J’ai formulé, chemin faisant, mon appréciation sur les divers points étudiés par l’auteur. Elle est plutôt favorable qu’autre chose. S’il m’était possible de présenter un compte rendu même succinct de la seconde partie de l’ouvrage, deux fois plus étendue que la première, j’aurais souvent à discuter avec M. Caroli. Dans cette partie, il justifie sa méthode en l’appliquant à la critique des principaux systèmes ou méthodes introduits dans le champ philosophique. Il juge toujours avec compétence, souvent avec sévérité, quelquefois avec une apparente contradiction, l’ontologisme de Rosmini, le criticisme Kantien, le positivisme spencérien, le positivisme physiologique, le phénoménisme de Taine et celui de M. Renouvier. Aucune de ces discussions, et surtout des trois dernières, ne manque d’intérêt. En un mot, le désaccord qui se trouve çà et là entre les opinions philosophiques de l’auteur et les miennes, ne m’empêche pas de reconnaître qu’il a plus d’une fois frappé juste, au défaut de la cuirasse, les métaphysiciens de tout bord, qui, plus savants et plus illustres que lui, n’ont pas toujours fait effort, comme lui, pour s’appliquer ce mot de Renouvier : « J’oppose une fin de non recevoir à tous les systèmes »[1].


N. Fornelli. — Éducazione moderna. Turin, Bertolero, 1884. 250 p. in-12.

Voici encore un bon livre, pratique, avec des considérations générales, mais non poussées à perte de vue, sans grande originalité d’idées, marqué pourtant d’une empreinte personnelle. Un peu trop décousu aussi, découpé en menus chapitres qui rompent çà et là le fil de l’attention ; à cela près, facile à lire. Il a surtout pour but de montrer l’influence de l’instruction moderne, laïque, scientifique sur la formation du caractère. J’en vais donner une courte analyse.

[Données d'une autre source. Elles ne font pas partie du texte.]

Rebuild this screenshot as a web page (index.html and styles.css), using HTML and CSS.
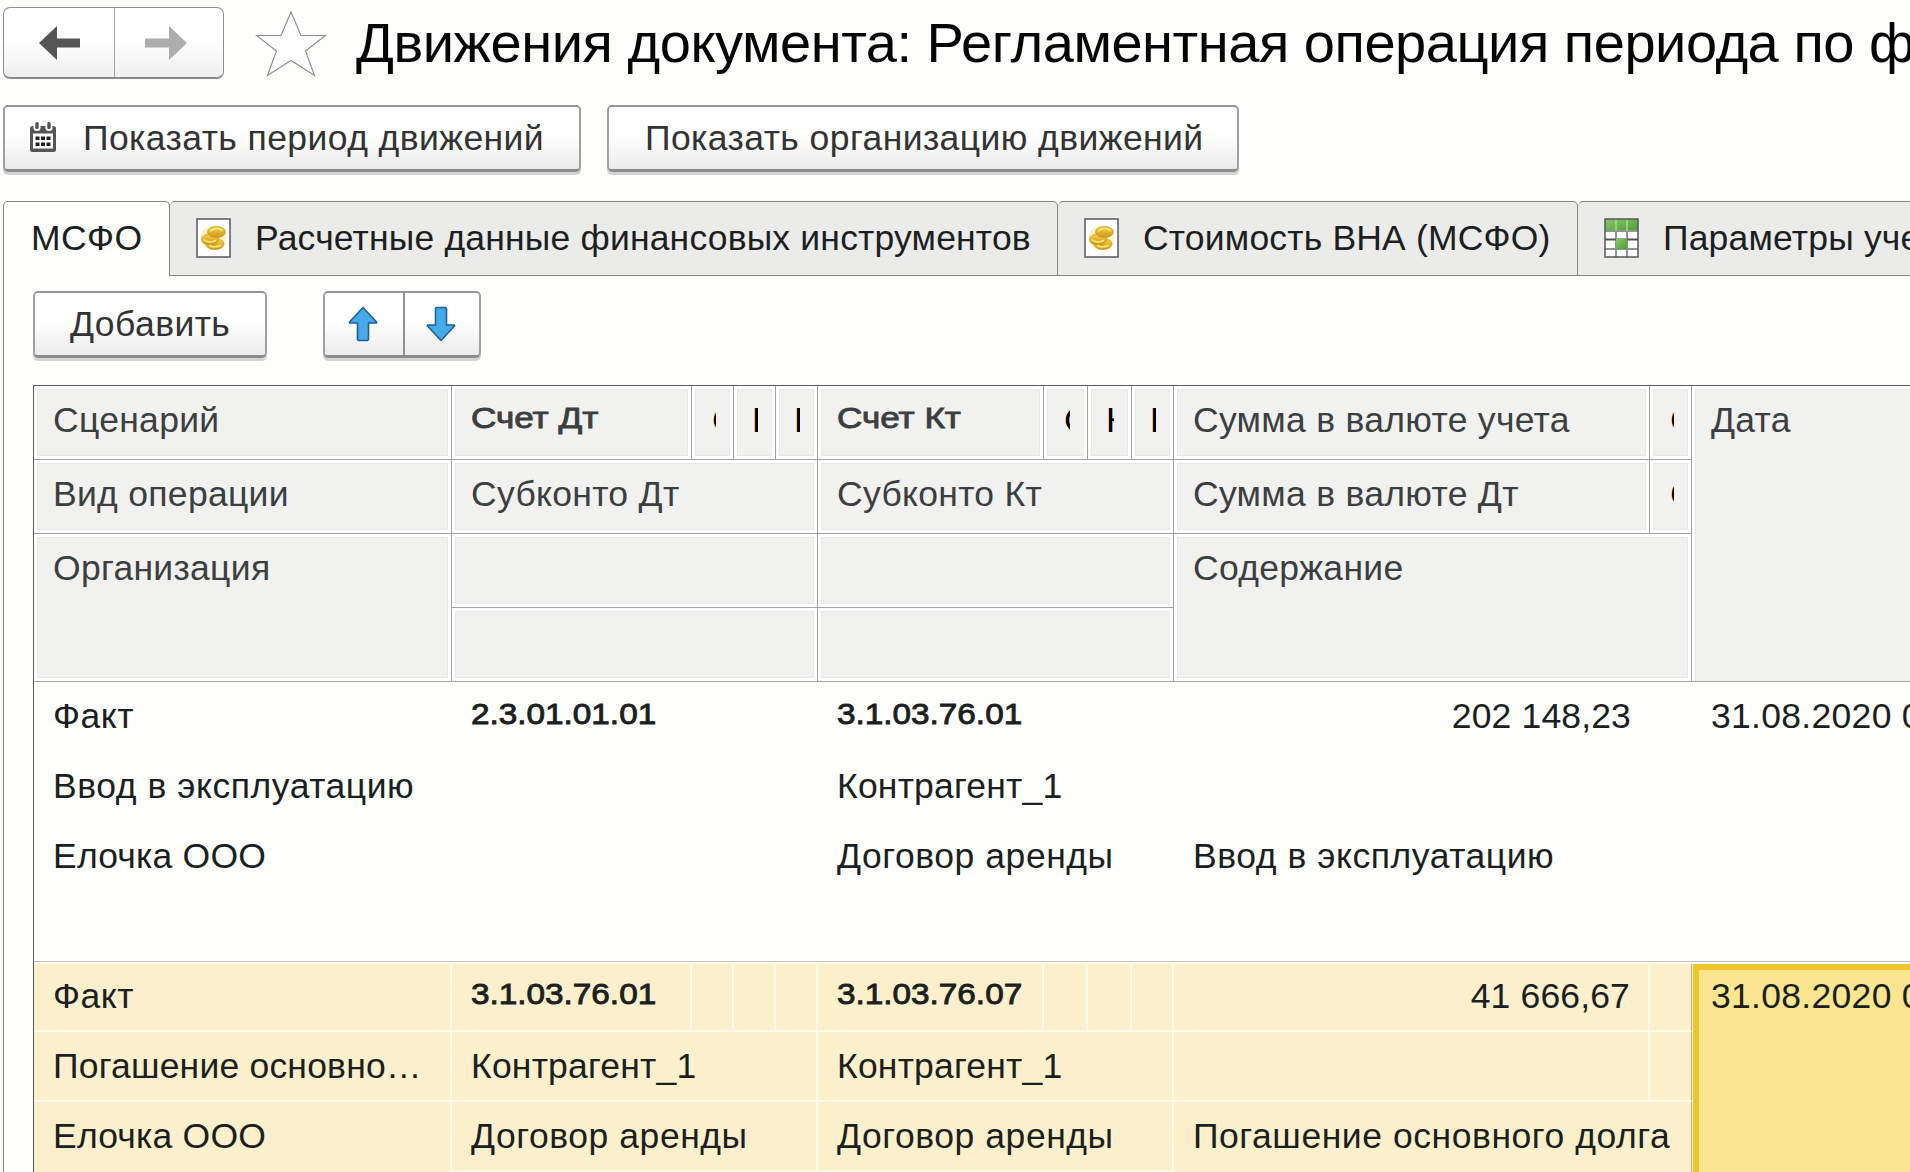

La science, qui doit régner de mieux en mieux dans l’école, peut contribuer de plusieurs manières à l’éducation morale. Par la suppression de toute autorité étrangère à l’esprit, elle encourage chez les jeunes gens cette indépendance qui confine à l’orgueil et à l’indocilité, mais qui trouve en elle-même des ressources naturelles pour se contenir et s’épurer, et devenir une énergie plutôt capable de bien que de mal. L’habitude de la recherche naturelle est propre à développer le sentiment de la responsabilité. Elle nous excite et nous prépare à demander à nos actions, comme à tout ordre de faits, leurs causes ou leurs mobiles réels ; à distinguer plus ou moins justement, entre leurs différents facteurs, ceux qui, psychologiquement et physiologiquement, sont rapportables

  1. Essais de critique générale, Logique, 1815, t.  1, p. 40.